With 4 children, it’s not easy under ‘normal’ circumstances. The added strain of my own grief and their grief, while supporting and raising them makes it a lot harder.

Unfortunately, this is the way it is now. I keep getting told I need to live for us now. I know I need to, but it’s not always that easy.

This article describes grief and all the feelings that come with it really well. Not something you can explain easily either.

12 things I wish I’d known about grief

Filling a void

This is quite a difficult one to write about. Not in the sense of subject matter, more the effect it has had on me. When Lyanda was in too much pain to get out of bed, which was most days, she would watch TV, listen to music, watch her tablet and shop online. A lot of shopping. Daily, parcels would arrive. This went on for months. I spoke to her about it one night and she said there’s not much else she can do. Browsing online and buying things filled a gap of the ‘normal’ things she wanted to do, but couldn’t. I didn’t fully get it, but understood what she meant. Now I completely understand it.

Over the past few months I have had no motivation to do anything. Being indoors constantly I begun doing the same. It begun at what was probably the most difficult time so far, but has also lasted the longest. From the beginning of June to the end of July. The same period last year that everything happened. The last few weeks of Lyanda’s life, her sad and sudden passing, the funeral and coming to terms with it all at the beginning. It hit me harder than I could have imagined. I was not a pleasant person to be around. I did what I needed to during this time, nothing more.

I found myself looking at shops online and ordering things. Parcels started arriving at the house. Not necessarily stuff we needed either. But nice things. As they turned up day after day I excitedly opened everything. Some things were a mystery which made it all even more exciting. I didn’t know why I was doing this, but I felt I needed to. I had to. It was a compulsion. An addiction.

Realisation hit me the other night. The reason I did all this? Trying not to relive it all again. Trying not to think about it. A distraction. Trying to be happy again. Not an excuse, just the truth. I sat there and looked at everything. I started to question myself, thinking I’d gone mad.
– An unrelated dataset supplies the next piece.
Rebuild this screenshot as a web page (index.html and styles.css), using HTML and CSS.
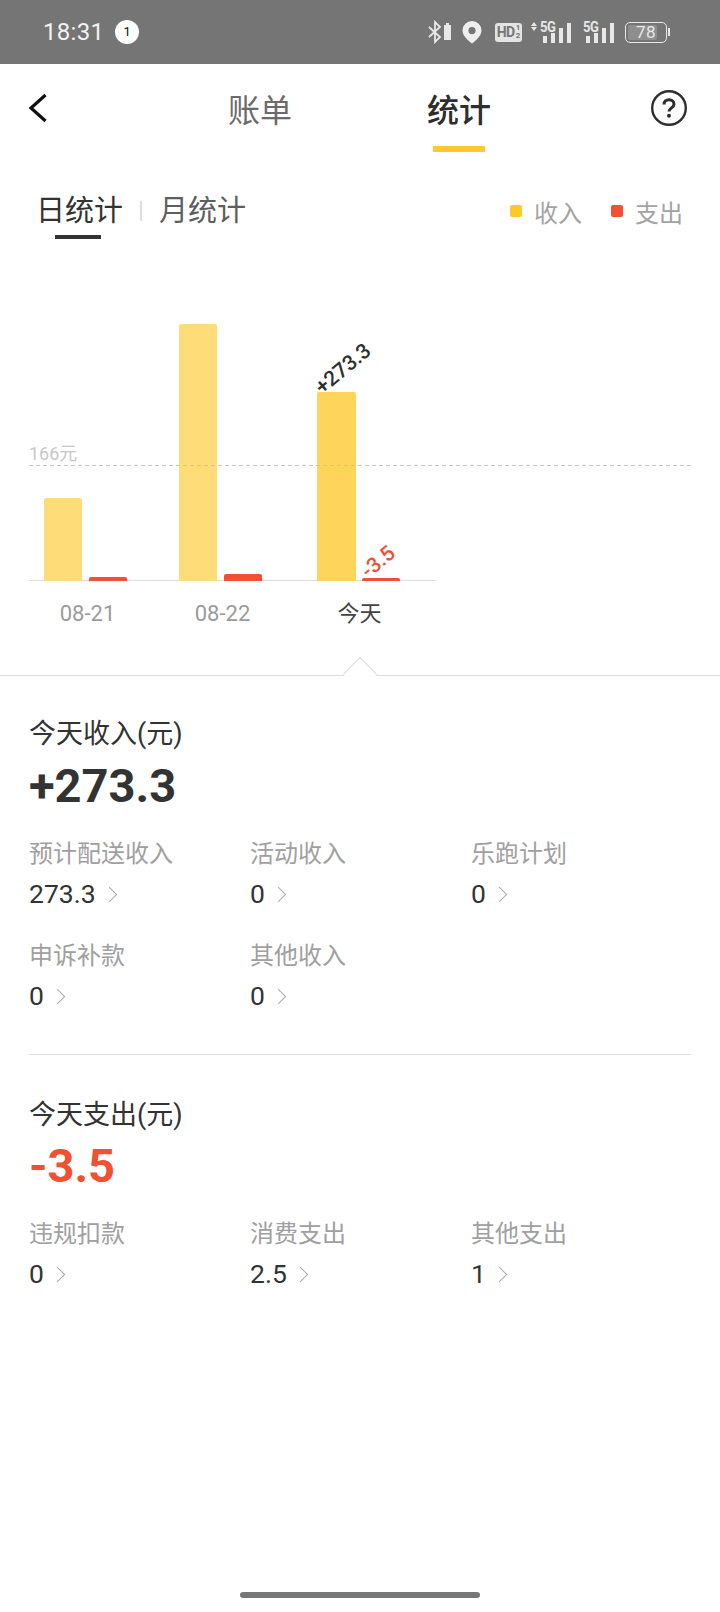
FILE: index.html
```html
<!DOCTYPE html>
<html lang="zh-CN">

<head>
    <meta charset="UTF-8">
    <meta name="viewport" content="width=device-width, initial-scale=1.0">
    <title>统计</title>
    <link rel="stylesheet" href="styles.css">
</head>

<body>
    <div class="status">
        <div class="status-left">
            <span class="time">18:31</span>
            <span class="notice">1</span>
        </div>
        <div class="status-right">
            <svg width="24" height="24" viewBox="0 0 24 24" fill="none">
                <path d="M1 7l11 10-5 5V2l5 5L1 17" stroke="#e8e8e8" stroke-width="1.8" />
                <path d="M16 5h2V3h3v2h2v15h-7z" fill="#e8e8e8" />
            </svg>
            <svg class="pin" width="20" height="24" viewBox="0 0 20 24">
                <path fill-rule="evenodd" fill="#eee" d="M10 1a9.500 9.500 0 0 1 9.500 9.500c0 5-5 9.500-9.500 13-4.500-3.500-9.500-8-9.500-13A9.500 9.500 0 0 1 10 1zm0 6a3.600 3.600 0 1 0 0 7.200A3.600 3.600 0 0 0 10 7z" />
            </svg>
            <span class="hd"><b>HD</b><i>1<br>2</i></span>
            <span class="net">
                <span class="arrows"></span>
                <span class="five">5G</span>
                <span class="sig">
                    <i class="s1"></i><i class="s2"></i><i class="s3"></i><i class="s4"></i>
                </span>
            </span>
            <span class="net second">
                <span class="five">5G</span>
                <span class="sig">
                    <i class="s1"></i><i class="s2"></i><i class="s3"></i><i class="s4"></i>
                </span>
            </span>
            <span class="battery"><span class="level"></span><span class="pct">78</span></span>
            <span class="cap"></span>
        </div>
    </div>

    <header class="nav">
        <svg class="back" width="20" height="30" viewBox="0 0 20 30" fill="none">
            <path d="M17.500 2L3 15l14.500 13" stroke="#111" stroke-width="3.200" />
        </svg>
        <div class="nav-tabs">
            <span class="nav-tab">账单</span>
            <span class="nav-tab active">统计</span>
        </div>
        <svg class="help" width="38" height="38" viewBox="0 0 38 38" fill="none">
            <circle cx="19" cy="19" r="16.800" stroke="#2e2e2e" stroke-width="2.400" />
            <path d="M14 15.500c0-3 2.200-4.800 5-4.800s5 1.900 5 4.500c0 3.600-5 3.800-5 7.400" stroke="#2e2e2e" stroke-width="3" />
            <circle cx="19" cy="26.800" r="2" fill="#2e2e2e" />
        </svg>
    </header>

    <div class="sub">
        <div class="sub-tabs">
            <span class="sub-tab active">日统计</span>
            <span class="sub-sep"></span>
            <span class="sub-tab">月统计</span>
        </div>
        <div class="legend">
            <span class="dot yellow"></span>
            <span class="legend-text">收入</span>
            <span class="dot red"></span>
            <span class="legend-text">支出</span>
        </div>
    </div>

    <div class="chart">
        <div class="avg">
            <span>166元</span>
        </div>
        <div class="plot">
            <div class="group">
                <div class="bar in" style="height: 83px"></div>
                <div class="bar out" style="height: 4px"></div>
            </div>
            <div class="group">
                <div class="bar in" style="height: 257px"></div>
                <div class="bar out" style="height: 7px"></div>
            </div>
            <div class="group">
                <div class="bar in today" style="height: 189px">
                    <span class="tip">+273.3</span>
                </div>
                <div class="bar out" style="height: 3px">
                    <span class="tip minus">-3.5</span>
                </div>
            </div>
        </div>
        <div class="dates">
            <span>08-21</span>
            <span>08-22</span>
            <span class="now">今天</span>
        </div>
    </div>

    <div class="rule">
        <span class="notch"></span>
    </div>

    <section class="block first">
        <h2>今天收入(元)</h2>
        <div class="total">+273.3</div>
        <div class="items">
            <div class="item">
                <div class="label">预计配送收入</div>
                <div class="value">273.3<span class="arrow"></span></div>
            </div>
            <div class="item">
                <div class="label">活动收入</div>
                <div class="value">0<span class="arrow"></span></div>
            </div>
            <div class="item">
                <div class="label">乐跑计划</div>
                <div class="value">0<span class="arrow"></span></div>
            </div>
            <div class="item">
                <div class="label">申诉补款</div>
                <div class="value">0<span class="arrow"></span></div>
            </div>
            <div class="item">
                <div class="label">其他收入</div>
                <div class="value">0<span class="arrow"></span></div>
            </div>
        </div>
    </section>

    <div class="line"></div>

    <section class="block">
        <h2>今天支出(元)</h2>
        <div class="total minus">-3.5</div>
        <div class="items">
            <div class="item">
                <div class="label">违规扣款</div>
                <div class="value">0<span class="arrow"></span></div>
            </div>
            <div class="item">
                <div class="label">消费支出</div>
                <div class="value">2.5<span class="arrow"></span></div>
            </div>
            <div class="item">
                <div class="label">其他支出</div>
                <div class="value">1<span class="arrow"></span></div>
            </div>
        </div>
    </section>

    <div class="home"></div>
</body>

</html>
```

FILE: styles.css
```css
* {
    margin: 0;
    padding: 0;
    box-sizing: border-box;
}

html,
body {
    width: 720px;
    height: 1612px;
    overflow: hidden;
}

body {
    position: relative;
    background: #fff;
    font-family: Roboto, "Noto Sans CJK SC", sans-serif;
    color: #333;
}

/* status bar */
.status {
    height: 64px;
    background: #757575;
    display: flex;
    justify-content: space-between;
    align-items: center;
    padding: 0 50px 0 43px;
    color: #f2f2f2;
}

.status-left {
    display: flex;
    align-items: center;
    gap: 11px;
}

.time {
    font-size: 24px;
    letter-spacing: 0.3px;
}

.notice {
    width: 24px;
    height: 24px;
    border-radius: 50%;
    background: #fff;
    color: #111;
    font-size: 13px;
    line-height: 24px;
    text-align: center;
}

.status-right {
    display: flex;
    align-items: center;
    height: 24px;
}

.pin {
    margin-left: 10px;
}

.hd {
    margin-left: 13px;
    width: 27px;
    height: 19px;
    border-radius: 3px;
    background: #e4e4e4;
    color: #757575;
    display: flex;
    align-items: center;
    justify-content: center;
    gap: 1px;
}

.hd b {
    font-size: 14px;
    letter-spacing: -0.5px;
}

.hd i {
    font-style: normal;
    font-size: 8px;
    font-weight: 700;
    line-height: 8px;
}

.net {
    margin-left: 9px;
    position: relative;
    width: 40px;
    height: 22px;
    display: flex;
    align-items: flex-end;
    justify-content: flex-end;
}

.net.second {
    margin-left: 12px;
    width: 31px;
}

.arrows {
    position: absolute;
    left: 0;
    top: 1px;
    width: 0;
    height: 0;
    border-left: 3.500px solid transparent;
    border-right: 3.500px solid transparent;
    border-bottom: 4px solid #e8e8e8;
}

.arrows::after {
    content: "";
    position: absolute;
    left: -3.500px;
    top: 5px;
    border-left: 3.500px solid transparent;
    border-right: 3.500px solid transparent;
    border-top: 4px solid #e8e8e8;
}

.five {
    position: absolute;
    left: 9px;
    top: -2px;
    font-size: 13px;
    font-weight: 700;
    color: #e8e8e8;
    letter-spacing: -0.5px;
    transform: scaleY(1.150);
}

.net.second .five {
    left: 0;
}

.sig {
    display: flex;
    align-items: flex-end;
    gap: 4px;
}

.sig i {
    display: block;
    width: 4px;
    background: #e8e8e8;
}

.sig .s1 {
    height: 7px;
}

.sig .s2 {
    height: 10px;
}

.sig .s3 {
    height: 15px;
}

.sig .s4 {
    height: 20px;
}

.battery {
    margin-left: 11px;
    position: relative;
    width: 42px;
    height: 21px;
    border: 1.500px solid #e8e8e8;
    border-radius: 5px;
    padding: 2px;
}

.level {
    display: block;
    width: 29px;
    height: 100%;
    background: #8e8e8e;
    border-radius: 2px;
}

.pct {
    position: absolute;
    left: 10px;
    top: -1px;
    font-size: 17px;
    line-height: 20px;
    color: #e8e8e8;
    letter-spacing: 0.5px;
}

.cap {
    margin-left: 1px;
    width: 2px;
    height: 8px;
    background: #e8e8e8;
}

/* top nav */
.nav {
    position: relative;
    height: 104px;
}

.back {
    position: absolute;
    left: 28px;
    top: 29px;
}

.help {
    position: absolute;
    left: 650px;
    top: 25px;
}

.nav-tabs {
    display: flex;
    padding: 23px 0 0 228px;
    gap: 135px;
}

.nav-tab {
    position: relative;
    font-size: 32px;
    line-height: 48px;
    color: #6b6b6b;
}

.nav-tab.active {
    color: #2e2e2e;
    font-weight: 500;
}

.nav-tab.active::after {
    content: "";
    position: absolute;
    left: 6px;
    right: 6px;
    top: 59px;
    height: 6px;
    background: #ffca28;
}

/* day / month switch */
.sub {
    height: 85px;
    display: flex;
    justify-content: space-between;
    padding: 21px 35px 0 36px;
}

.sub-tabs {
    display: flex;
    align-items: center;
    height: 44px;
}

.sub-tab {
    position: relative;
    font-size: 29px;
    line-height: 44px;
    color: #5e5e5e;
}

.sub-tab.active {
    color: #333;
}

.sub-tab.active::after {
    content: "";
    position: absolute;
    left: 19px;
    width: 46px;
    top: 46px;
    height: 4px;
    background: #333;
}

.sub-sep {
    width: 2px;
    height: 20px;
    margin: 0 17px;
    background: #ddd;
}

.legend {
    display: flex;
    align-items: center;
    height: 44px;
    margin-right: 2px;
}

.dot {
    width: 12px;
    height: 12px;
    border-radius: 2px;
    margin-right: 12px;
}

.dot.yellow {
    background: #ffca28;
}

.dot.red {
    background: #f15033;
    margin-left: 29px;
}

.legend-text {
    font-size: 24px;
    color: #a3a3a3;
}

/* chart */
.chart {
    position: relative;
    height: 422px;
    padding-top: 64px;
}

.avg {
    position: absolute;
    left: 29px;
    right: 29px;
    top: 200px;
    height: 13px;
    background: repeating-linear-gradient(90deg, #c4c4c4 0 4px, transparent 4px 7px) left bottom / 100% 1px no-repeat;
    z-index: 2;
}

.avg span {
    position: absolute;
    left: 0;
    top: -11px;
    font-size: 18px;
    line-height: 24px;
    color: #c8c8c8;
}

.plot {
    margin-left: 29px;
    width: 407px;
    height: 264px;
    border-bottom: 1px solid #ddd;
    padding-left: 15px;
    display: grid;
    grid-template-columns: 135px 138px 1fr;
    align-items: end;
}

.group {
    width: 83px;
    display: flex;
    justify-content: space-between;
    align-items: flex-end;
    margin-bottom: -1px;
}

.bar {
    position: relative;
    width: 38px;
    border-radius: 2px 2px 0 0;
}

.bar.in {
    background: #fedd78;
}

.bar.in.today {
    background: #ffd45a;
    width: 39px;
}

.bar.out {
    background: #f15033;
}

.tip {
    position: absolute;
    left: 8px;
    bottom: 100%;
    font-size: 21px;
    font-weight: 500;
    line-height: 22px;
    white-space: nowrap;
    color: #2e2e2e;
    transform-origin: left bottom;
    transform: translateY(6px) rotate(-40deg);
}

.tip.minus {
    left: 9px;
    bottom: calc(100% + 2px);
    color: #f15033;
}

.dates {
    margin: 15px 0 0 46px;
    display: grid;
    grid-template-columns: 135px 138px 83px;
    font-size: 22px;
    line-height: 36px;
    color: #9b9b9b;
}

.dates span {
    width: 83px;
    text-align: center;
}

.dates .now {
    color: #444;
    margin-left: -1px;
}

/* divider with the little notch under the selected day */
.rule {
    position: relative;
    height: 1px;
    background: #ddd;
}

.notch {
    position: absolute;
    left: 348px;
    top: -13px;
    width: 24px;
    height: 24px;
    background: #fff;
    border-left: 1px solid #ddd;
    border-top: 1px solid #ddd;
    transform: rotate(45deg);
}

/* income and expense blocks */
.block {
    position: relative;
    padding: 0 29px;
}

.block.first {
    padding-top: 39px;
}

.block h2 {
    font-size: 27px;
    font-weight: 400;
    line-height: 38px;
    color: #333;
}

.total {
    font-size: 47px;
    font-weight: 700;
    line-height: 56px;
    margin-top: 5px;
    color: #333;
}

.total.minus {
    margin-top: 4px;
    color: #f15033;
}

.items {
    display: grid;
    grid-template-columns: repeat(3, 221px);
    row-gap: 22px;
    margin-top: 22px;
}

.label {
    font-size: 24px;
    line-height: 36px;
    color: #a0a0a0;
}

.value {
    display: flex;
    align-items: center;
    font-size: 26.500px;
    line-height: 44px;
    color: #333;
}

.arrow {
    width: 11px;
    height: 11px;
    margin-left: 8px;
    border-top: 1.500px solid #aaa;
    border-right: 1.500px solid #aaa;
    transform: rotate(45deg);
}

.line {
    height: 1px;
    margin: 36px 29px 41px;
    background: #ddd;
}

.home {
    position: absolute;
    left: 240px;
    top: 1592px;
    width: 240px;
    height: 6px;
    border-radius: 3px;
    background: #777;
}
```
I stared blankly at everything I had ordered, thinking why? Then I remembered the conversation I’d had with Lyanda and what she said. I too was trying to fill a gap. An emptiness, this massive void.

I felt really upset. I was annoyed, angry and ashamed. I cried. Just sat there, looking at everything, crying. Nothing has changed, everything is still the same. The emptiness remains and we’re all still missing someone important in our lives.

The next day I was thinking a bit clearer about it all. I wasn’t trying to replace Lyanda with stuff I’d bought, just trying to fill the void I feel inside. Putting myself in debt in the process. I thought back to these past couple of months. In my mind I believed that all this stuff would make things a bit better. A bit more bearable possibly. Maybe even a bit happier. I was wrong. If anything I feel more miserable now. I know I could have easily become a drug addict, an alcoholic, or worse. I could have lost all the kids because of it too, but I haven’t. We are all still here, together, in our home. Knowing this is a great feeling, and one thing I cherish. But I also feel like I’ve failed everyone.

Everyone has been great with their help in all ways and I appreciate it all. Now I feel like I have betrayed them and let them all down. I know I probably haven’t, but can’t help the way I feel. I’ve been very hesitant about publishing this post, as a lot of close and important people will read it. Some of these people have been a massive help, who I should have spoken to about it all, but didn’t. I am sorry.

I know I have to sort out this mess I’m in, somehow. I’m worried about it, scared even. I shouldn’t have started, but I did. In a way its good I realised what I was doing this early on and put a stop to it. Things could be a lot worse. At the time I thought it was helping, but it hasn’t. Buying things cannot fill an emptiness or a void in life. It might seem like it does at the time, but it won’t when the dust settles.